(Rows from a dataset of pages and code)
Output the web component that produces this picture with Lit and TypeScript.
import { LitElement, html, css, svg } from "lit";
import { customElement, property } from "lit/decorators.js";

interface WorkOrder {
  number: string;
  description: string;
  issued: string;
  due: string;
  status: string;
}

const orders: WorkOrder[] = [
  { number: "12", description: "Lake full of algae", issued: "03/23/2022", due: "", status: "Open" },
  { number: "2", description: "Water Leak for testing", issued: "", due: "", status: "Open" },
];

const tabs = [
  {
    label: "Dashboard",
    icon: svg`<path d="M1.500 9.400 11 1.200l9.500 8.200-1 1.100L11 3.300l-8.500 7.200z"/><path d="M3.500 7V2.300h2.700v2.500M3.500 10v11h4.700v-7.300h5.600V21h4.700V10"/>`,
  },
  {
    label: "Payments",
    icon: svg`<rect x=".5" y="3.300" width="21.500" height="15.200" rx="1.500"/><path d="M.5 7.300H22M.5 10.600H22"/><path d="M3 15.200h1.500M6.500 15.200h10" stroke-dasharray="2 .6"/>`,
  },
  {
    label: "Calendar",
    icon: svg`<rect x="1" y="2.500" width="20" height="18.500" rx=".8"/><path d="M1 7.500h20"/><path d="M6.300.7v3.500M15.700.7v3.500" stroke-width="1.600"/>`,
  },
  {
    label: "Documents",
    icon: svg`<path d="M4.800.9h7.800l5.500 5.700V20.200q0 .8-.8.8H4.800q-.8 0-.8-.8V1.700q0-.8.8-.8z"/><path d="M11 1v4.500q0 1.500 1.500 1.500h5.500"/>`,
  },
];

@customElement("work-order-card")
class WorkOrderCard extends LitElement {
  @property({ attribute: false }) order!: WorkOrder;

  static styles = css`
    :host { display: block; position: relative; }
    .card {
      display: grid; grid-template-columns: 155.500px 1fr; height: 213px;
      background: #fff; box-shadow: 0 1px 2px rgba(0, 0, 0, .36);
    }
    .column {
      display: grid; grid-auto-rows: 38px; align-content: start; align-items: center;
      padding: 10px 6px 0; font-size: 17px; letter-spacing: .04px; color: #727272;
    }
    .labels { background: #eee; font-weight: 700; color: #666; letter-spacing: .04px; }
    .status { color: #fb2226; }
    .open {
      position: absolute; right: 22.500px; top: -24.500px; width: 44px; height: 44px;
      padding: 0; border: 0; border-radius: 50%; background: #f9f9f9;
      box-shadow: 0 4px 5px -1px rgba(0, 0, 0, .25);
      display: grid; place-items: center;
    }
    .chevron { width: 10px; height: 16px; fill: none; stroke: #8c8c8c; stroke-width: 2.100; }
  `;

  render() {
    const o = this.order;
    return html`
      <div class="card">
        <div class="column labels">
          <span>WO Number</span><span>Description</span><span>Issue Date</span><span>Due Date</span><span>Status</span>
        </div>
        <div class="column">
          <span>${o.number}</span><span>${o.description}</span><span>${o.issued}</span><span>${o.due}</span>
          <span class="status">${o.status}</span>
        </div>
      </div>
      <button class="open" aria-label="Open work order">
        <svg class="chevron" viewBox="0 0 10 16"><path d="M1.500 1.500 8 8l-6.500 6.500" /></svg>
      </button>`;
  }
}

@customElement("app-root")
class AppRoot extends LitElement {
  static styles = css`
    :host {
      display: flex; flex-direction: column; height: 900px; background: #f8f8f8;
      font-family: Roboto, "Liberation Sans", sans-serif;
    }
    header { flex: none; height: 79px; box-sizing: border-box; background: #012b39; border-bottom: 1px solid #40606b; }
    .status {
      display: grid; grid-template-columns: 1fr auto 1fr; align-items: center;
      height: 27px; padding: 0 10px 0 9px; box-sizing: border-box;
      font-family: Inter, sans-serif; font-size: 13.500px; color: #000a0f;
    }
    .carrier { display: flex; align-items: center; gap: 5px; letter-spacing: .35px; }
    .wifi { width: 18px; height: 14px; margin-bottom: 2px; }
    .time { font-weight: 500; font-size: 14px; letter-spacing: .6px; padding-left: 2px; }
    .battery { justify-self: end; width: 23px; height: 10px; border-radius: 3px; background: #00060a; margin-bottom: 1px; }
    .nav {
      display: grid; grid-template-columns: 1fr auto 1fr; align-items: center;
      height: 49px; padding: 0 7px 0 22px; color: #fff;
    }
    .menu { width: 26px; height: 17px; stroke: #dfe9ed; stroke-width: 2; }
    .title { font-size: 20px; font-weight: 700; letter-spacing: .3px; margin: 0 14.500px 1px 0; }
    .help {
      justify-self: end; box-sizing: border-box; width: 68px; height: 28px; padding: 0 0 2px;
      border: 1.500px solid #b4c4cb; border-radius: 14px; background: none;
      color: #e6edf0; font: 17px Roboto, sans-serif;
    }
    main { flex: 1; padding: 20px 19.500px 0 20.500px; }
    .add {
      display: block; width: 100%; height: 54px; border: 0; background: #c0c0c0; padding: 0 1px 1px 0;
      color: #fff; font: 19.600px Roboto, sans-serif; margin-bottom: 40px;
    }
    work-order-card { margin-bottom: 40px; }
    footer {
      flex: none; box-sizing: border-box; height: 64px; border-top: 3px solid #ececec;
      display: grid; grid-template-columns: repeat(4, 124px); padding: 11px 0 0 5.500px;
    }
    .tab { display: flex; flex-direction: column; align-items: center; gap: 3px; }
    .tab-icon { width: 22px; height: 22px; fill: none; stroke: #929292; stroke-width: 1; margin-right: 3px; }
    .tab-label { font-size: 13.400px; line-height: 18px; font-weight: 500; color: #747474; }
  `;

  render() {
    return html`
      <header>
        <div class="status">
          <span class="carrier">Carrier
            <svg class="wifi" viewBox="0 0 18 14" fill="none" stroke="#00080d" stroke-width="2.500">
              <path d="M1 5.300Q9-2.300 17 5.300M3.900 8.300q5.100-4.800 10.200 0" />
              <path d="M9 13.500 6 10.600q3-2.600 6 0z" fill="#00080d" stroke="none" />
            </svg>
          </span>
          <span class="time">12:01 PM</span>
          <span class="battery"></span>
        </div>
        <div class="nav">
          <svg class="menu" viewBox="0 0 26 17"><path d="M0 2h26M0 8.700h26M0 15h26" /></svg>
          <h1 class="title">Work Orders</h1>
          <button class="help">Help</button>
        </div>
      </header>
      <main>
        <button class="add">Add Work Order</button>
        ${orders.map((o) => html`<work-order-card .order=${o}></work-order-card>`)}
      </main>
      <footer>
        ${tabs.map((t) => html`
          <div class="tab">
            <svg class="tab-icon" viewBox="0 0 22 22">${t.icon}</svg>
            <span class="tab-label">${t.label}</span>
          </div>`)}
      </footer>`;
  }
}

==

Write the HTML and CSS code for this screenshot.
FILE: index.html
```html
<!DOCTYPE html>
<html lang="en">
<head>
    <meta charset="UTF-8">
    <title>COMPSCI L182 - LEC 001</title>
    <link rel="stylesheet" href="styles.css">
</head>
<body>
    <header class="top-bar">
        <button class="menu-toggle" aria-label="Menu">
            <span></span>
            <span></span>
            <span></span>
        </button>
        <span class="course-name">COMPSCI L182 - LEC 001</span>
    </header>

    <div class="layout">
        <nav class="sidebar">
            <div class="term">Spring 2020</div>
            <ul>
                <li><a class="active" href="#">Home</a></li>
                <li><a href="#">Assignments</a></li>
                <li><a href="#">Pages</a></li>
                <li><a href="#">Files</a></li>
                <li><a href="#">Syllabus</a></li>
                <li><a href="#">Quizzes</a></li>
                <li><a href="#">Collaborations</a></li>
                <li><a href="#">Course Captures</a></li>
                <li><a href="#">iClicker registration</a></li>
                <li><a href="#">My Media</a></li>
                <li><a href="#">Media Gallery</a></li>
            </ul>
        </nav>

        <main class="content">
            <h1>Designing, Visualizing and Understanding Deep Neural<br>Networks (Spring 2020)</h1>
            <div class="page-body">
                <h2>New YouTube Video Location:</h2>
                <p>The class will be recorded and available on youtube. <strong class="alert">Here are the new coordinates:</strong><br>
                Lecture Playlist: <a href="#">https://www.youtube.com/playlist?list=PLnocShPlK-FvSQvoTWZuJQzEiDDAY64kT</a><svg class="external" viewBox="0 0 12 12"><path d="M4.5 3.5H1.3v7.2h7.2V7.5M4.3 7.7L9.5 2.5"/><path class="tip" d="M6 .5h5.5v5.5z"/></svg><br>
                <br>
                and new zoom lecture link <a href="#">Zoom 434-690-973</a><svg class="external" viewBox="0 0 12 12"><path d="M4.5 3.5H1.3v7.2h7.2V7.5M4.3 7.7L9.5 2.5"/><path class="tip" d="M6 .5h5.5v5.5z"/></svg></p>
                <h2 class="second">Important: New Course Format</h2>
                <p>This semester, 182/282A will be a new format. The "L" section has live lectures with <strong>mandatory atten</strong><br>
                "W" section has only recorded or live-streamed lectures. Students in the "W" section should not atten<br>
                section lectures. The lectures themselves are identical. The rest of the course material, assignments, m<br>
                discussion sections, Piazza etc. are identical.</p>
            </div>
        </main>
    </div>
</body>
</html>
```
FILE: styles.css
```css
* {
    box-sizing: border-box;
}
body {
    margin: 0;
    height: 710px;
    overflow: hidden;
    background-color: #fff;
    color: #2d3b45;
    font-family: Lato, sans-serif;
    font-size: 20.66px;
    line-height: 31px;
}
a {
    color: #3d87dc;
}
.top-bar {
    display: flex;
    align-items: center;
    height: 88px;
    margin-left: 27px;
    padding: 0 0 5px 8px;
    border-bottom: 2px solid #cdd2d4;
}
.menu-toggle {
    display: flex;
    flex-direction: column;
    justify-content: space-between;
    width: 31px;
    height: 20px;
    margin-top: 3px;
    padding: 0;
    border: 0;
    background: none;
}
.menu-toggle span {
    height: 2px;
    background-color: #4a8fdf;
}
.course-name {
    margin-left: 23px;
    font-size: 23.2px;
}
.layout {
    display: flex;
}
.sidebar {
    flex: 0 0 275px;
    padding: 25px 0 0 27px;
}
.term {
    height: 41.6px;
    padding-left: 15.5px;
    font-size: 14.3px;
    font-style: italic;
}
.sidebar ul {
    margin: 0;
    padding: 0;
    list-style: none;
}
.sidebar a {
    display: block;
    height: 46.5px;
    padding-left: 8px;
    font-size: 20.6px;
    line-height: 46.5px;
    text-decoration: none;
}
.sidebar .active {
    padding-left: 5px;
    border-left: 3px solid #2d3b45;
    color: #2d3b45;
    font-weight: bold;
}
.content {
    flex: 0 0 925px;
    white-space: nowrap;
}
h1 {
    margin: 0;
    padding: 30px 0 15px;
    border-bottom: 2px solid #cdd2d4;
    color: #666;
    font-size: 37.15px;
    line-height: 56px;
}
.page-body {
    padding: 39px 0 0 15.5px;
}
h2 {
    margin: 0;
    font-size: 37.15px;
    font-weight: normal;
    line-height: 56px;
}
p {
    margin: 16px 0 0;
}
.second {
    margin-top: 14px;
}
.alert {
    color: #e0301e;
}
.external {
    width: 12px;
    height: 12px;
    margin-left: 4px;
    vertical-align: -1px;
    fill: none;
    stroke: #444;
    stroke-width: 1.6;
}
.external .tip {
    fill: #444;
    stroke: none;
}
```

...

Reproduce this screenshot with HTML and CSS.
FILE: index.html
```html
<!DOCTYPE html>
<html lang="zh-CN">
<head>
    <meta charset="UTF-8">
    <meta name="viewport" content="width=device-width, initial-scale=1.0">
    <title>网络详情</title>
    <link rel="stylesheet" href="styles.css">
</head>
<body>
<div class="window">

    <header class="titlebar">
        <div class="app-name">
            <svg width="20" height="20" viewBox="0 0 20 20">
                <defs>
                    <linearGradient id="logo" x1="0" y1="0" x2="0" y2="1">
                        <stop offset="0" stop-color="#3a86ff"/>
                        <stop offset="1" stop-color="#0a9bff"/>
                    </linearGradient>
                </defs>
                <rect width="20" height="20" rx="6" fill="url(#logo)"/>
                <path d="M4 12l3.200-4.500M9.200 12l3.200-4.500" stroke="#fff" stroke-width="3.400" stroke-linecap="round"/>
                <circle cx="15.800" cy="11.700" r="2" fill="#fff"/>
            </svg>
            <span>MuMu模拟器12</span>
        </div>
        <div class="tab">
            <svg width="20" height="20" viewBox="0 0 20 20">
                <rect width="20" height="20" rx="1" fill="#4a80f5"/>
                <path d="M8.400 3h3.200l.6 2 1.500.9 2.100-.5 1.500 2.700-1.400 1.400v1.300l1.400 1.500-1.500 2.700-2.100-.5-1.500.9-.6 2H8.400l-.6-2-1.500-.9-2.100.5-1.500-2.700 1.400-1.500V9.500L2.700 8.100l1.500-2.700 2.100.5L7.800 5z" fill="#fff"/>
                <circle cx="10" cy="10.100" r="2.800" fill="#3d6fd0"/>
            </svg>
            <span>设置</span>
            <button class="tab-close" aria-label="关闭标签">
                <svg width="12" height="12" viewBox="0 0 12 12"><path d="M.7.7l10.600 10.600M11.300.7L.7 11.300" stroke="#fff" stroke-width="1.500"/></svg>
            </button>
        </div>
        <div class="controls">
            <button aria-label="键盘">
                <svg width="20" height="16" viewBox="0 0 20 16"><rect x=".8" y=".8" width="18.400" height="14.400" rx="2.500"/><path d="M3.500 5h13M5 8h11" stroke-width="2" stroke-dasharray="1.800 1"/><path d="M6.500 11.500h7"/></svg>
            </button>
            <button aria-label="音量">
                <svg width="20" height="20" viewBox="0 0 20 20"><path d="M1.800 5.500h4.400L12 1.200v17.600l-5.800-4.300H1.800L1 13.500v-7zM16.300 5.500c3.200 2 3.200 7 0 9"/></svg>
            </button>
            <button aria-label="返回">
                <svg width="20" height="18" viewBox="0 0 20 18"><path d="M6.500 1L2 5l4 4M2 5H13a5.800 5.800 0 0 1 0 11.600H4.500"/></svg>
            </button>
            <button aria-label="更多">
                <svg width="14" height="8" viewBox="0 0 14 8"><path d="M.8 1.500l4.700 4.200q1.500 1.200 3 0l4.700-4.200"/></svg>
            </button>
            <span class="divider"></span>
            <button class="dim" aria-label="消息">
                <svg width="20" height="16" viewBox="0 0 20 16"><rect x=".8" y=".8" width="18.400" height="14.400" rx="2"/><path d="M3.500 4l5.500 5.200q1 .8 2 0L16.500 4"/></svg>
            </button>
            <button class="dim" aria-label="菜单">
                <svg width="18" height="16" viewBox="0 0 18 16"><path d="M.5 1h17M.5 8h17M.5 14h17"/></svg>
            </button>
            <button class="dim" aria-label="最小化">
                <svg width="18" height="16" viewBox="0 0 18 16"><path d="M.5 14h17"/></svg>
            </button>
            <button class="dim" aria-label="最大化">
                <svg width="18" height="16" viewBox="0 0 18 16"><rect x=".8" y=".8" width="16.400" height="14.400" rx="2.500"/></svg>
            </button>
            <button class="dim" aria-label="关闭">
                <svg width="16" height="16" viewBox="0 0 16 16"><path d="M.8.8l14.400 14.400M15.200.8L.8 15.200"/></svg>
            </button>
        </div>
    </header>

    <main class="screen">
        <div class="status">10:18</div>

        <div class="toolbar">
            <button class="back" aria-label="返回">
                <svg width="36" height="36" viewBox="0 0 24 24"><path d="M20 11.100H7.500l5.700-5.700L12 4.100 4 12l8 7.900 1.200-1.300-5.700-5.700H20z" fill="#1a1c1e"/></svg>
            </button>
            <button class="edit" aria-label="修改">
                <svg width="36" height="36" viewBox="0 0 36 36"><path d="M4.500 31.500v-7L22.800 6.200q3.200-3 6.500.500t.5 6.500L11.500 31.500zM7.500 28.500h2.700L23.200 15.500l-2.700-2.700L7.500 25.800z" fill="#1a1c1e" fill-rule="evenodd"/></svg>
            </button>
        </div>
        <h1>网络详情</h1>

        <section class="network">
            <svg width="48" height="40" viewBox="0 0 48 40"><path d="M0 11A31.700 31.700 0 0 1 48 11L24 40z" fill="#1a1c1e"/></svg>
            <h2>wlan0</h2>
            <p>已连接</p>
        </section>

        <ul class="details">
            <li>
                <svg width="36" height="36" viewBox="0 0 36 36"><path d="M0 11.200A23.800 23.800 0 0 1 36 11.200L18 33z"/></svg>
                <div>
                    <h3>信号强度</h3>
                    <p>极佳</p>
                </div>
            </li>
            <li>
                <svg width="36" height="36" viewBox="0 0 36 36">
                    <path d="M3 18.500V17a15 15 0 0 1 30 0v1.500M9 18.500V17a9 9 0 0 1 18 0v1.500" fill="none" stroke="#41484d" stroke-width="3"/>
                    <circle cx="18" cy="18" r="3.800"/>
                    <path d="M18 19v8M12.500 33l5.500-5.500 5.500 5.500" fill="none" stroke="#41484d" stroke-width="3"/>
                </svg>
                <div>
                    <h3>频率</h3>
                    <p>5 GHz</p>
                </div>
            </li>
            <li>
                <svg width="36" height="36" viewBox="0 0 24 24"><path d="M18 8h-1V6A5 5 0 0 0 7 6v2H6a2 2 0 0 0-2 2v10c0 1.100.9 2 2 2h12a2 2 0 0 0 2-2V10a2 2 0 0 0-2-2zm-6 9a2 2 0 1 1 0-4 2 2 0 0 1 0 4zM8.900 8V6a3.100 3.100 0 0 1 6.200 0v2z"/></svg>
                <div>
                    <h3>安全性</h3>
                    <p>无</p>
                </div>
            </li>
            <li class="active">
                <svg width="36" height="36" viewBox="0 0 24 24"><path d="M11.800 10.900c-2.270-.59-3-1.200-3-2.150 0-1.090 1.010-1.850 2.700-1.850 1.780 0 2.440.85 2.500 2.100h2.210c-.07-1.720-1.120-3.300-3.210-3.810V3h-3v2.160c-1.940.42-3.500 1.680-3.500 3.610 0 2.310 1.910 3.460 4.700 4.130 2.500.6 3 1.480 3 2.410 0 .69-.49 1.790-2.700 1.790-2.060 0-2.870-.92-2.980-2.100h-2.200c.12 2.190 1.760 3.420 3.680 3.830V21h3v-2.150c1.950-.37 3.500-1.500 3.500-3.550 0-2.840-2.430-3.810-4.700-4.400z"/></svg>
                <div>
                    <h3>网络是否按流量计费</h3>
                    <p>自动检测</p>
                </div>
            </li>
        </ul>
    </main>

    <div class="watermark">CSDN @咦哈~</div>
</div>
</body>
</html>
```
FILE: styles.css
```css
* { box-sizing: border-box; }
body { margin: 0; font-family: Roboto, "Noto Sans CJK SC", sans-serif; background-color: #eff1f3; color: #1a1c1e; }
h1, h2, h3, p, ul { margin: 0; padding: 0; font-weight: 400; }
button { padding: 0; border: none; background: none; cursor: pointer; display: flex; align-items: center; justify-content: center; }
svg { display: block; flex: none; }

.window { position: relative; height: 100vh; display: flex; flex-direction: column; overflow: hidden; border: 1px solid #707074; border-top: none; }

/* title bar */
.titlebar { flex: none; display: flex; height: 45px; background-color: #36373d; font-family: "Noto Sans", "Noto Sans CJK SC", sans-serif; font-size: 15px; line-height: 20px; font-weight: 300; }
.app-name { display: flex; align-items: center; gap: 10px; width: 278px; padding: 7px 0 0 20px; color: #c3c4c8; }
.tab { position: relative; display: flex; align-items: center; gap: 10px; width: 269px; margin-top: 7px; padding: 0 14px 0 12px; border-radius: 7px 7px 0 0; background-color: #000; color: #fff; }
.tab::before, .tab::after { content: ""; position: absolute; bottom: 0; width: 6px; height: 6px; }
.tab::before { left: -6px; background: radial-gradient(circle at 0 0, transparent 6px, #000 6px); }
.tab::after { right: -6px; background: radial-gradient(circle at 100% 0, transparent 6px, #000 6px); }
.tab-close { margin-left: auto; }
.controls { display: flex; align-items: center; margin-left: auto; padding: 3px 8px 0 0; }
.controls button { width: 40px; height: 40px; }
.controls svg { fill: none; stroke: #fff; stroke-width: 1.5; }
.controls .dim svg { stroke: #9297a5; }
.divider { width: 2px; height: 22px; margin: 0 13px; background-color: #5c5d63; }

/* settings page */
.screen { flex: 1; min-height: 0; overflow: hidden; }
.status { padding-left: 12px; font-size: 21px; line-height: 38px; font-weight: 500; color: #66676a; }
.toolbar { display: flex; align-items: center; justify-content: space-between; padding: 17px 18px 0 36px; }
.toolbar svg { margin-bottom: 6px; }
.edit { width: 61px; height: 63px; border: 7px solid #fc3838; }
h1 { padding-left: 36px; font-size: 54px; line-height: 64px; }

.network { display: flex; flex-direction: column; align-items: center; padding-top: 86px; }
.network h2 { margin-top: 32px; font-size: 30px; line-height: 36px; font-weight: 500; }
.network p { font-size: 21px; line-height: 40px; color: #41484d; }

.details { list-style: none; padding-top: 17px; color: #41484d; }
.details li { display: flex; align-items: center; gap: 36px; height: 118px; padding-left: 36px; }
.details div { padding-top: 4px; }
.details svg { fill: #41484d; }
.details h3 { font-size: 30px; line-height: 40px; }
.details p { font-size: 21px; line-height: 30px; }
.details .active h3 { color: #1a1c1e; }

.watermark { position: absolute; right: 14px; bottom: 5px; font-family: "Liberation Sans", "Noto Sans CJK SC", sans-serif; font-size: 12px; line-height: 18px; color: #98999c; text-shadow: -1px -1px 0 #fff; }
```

> **Task objective**: Tally the lines of the preceding listing in which the word "screenshot" appears; state nothing but the total.

> **Result of the exercise**: 2